BRIEF →
Gather all lines in the data that hold the string "page".

SUPPLIED MATERIAL →
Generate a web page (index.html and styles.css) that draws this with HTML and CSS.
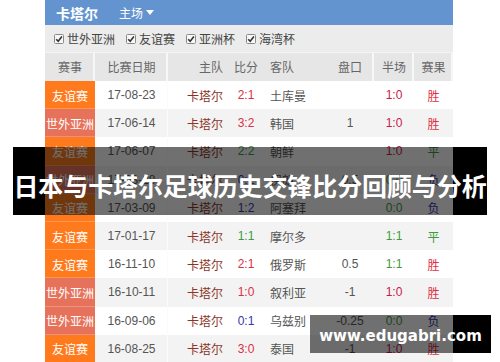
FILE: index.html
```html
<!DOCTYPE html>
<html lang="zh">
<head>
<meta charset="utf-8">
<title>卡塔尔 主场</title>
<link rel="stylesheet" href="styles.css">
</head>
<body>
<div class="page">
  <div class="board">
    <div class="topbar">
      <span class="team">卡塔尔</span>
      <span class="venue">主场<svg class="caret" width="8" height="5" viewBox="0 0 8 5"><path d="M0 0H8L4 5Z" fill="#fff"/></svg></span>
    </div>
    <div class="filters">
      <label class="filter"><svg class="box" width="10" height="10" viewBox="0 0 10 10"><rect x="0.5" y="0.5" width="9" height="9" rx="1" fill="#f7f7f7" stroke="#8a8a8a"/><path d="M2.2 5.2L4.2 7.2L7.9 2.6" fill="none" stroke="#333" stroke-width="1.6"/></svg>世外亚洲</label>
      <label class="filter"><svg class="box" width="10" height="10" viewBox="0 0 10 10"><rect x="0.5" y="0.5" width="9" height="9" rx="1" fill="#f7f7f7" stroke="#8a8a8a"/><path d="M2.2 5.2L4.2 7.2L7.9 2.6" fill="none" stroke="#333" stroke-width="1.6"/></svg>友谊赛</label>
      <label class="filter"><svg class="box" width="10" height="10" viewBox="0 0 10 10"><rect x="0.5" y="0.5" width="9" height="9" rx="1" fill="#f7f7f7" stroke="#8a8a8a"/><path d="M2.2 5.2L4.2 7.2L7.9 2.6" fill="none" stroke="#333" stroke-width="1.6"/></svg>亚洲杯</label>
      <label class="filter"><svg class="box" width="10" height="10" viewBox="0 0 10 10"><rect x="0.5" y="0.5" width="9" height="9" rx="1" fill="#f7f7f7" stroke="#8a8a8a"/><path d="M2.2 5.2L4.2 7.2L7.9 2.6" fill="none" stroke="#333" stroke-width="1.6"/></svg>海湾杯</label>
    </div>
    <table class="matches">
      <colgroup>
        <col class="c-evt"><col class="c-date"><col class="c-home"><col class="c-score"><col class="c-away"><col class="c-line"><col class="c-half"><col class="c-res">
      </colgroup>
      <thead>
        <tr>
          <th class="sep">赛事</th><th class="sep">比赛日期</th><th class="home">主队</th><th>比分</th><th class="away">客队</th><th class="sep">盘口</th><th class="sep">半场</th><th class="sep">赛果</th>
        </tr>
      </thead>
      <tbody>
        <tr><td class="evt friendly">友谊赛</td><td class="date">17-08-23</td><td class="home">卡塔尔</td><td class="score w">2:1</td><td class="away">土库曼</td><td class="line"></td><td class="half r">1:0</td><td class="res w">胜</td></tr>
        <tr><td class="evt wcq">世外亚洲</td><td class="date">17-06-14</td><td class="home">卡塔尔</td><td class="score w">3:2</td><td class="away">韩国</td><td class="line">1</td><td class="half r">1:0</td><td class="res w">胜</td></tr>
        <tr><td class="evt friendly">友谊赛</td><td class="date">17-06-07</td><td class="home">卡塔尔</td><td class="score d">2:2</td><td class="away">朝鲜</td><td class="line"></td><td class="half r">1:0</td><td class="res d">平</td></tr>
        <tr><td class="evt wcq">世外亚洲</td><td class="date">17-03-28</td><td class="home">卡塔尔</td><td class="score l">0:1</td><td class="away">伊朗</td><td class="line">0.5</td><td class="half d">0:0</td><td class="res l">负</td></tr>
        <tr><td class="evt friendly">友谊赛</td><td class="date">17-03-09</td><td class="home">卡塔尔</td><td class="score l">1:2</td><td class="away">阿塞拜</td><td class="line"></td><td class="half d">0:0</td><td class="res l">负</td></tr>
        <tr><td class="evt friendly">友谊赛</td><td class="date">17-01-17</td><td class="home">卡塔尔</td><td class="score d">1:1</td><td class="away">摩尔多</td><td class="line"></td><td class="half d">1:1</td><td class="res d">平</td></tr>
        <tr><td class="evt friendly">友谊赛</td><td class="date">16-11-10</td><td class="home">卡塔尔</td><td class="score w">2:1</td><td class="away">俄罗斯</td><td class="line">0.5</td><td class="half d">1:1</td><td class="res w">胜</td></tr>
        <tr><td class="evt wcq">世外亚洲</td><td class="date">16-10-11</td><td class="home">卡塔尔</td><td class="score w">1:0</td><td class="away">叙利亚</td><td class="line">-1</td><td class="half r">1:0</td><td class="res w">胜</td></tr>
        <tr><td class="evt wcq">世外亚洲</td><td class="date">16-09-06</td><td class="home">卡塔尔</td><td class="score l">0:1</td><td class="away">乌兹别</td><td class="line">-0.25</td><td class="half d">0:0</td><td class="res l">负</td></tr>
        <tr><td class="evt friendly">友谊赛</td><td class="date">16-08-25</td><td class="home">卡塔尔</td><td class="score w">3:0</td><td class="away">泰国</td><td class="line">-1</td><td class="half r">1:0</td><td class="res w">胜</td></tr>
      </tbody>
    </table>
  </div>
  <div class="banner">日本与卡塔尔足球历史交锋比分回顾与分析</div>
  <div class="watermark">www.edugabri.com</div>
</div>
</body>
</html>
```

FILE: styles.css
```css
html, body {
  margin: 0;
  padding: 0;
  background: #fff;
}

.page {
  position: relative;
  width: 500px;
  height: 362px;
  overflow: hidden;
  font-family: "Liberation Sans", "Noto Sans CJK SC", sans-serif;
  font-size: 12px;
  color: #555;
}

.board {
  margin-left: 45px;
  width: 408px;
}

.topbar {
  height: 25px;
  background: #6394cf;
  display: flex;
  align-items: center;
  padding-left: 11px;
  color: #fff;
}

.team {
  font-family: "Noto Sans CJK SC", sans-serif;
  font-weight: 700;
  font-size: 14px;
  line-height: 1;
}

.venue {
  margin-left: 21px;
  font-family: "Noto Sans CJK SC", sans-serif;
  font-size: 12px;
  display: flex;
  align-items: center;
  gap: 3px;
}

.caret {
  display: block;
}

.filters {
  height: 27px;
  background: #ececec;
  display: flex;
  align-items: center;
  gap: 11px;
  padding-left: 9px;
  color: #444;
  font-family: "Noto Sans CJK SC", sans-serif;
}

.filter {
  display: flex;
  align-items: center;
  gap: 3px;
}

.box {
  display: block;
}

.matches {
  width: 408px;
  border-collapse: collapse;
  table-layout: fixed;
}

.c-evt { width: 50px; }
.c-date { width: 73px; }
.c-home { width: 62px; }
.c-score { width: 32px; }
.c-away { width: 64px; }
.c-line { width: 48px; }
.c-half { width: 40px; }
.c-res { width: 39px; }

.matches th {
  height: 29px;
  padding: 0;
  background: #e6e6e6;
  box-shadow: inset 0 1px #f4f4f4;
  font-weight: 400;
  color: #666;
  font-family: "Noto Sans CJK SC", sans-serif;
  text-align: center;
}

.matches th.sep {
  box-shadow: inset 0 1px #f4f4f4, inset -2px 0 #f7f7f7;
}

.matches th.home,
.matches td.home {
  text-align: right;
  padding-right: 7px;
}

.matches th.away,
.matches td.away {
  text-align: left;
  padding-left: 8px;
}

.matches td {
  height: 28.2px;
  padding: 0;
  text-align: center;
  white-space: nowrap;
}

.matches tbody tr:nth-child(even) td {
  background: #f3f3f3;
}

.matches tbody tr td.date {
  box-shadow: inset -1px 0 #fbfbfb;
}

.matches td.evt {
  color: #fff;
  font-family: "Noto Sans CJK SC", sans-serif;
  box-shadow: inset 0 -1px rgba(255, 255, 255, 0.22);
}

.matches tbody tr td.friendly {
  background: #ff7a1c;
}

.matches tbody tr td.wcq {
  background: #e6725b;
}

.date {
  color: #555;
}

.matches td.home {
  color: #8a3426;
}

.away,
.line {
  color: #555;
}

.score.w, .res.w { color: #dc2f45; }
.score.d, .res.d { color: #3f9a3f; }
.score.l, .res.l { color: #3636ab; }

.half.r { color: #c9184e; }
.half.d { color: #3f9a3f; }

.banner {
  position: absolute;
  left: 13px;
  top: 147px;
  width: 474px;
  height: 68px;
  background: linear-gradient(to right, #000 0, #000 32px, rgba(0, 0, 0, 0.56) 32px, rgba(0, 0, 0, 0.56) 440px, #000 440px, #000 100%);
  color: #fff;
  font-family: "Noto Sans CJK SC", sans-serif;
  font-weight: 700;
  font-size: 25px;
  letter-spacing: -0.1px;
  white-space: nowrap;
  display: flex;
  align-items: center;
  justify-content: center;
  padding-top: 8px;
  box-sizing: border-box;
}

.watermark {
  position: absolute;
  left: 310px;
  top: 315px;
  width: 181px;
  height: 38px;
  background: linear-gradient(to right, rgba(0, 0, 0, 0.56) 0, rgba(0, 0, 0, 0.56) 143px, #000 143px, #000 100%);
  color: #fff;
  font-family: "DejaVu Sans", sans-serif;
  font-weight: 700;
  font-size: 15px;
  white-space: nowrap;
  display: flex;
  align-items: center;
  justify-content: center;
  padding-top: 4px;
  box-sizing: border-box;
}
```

RESPONSE →
Generate a web page (index.html and styles.css) that draws this with HTML and CSS.
<div class="page">
.page {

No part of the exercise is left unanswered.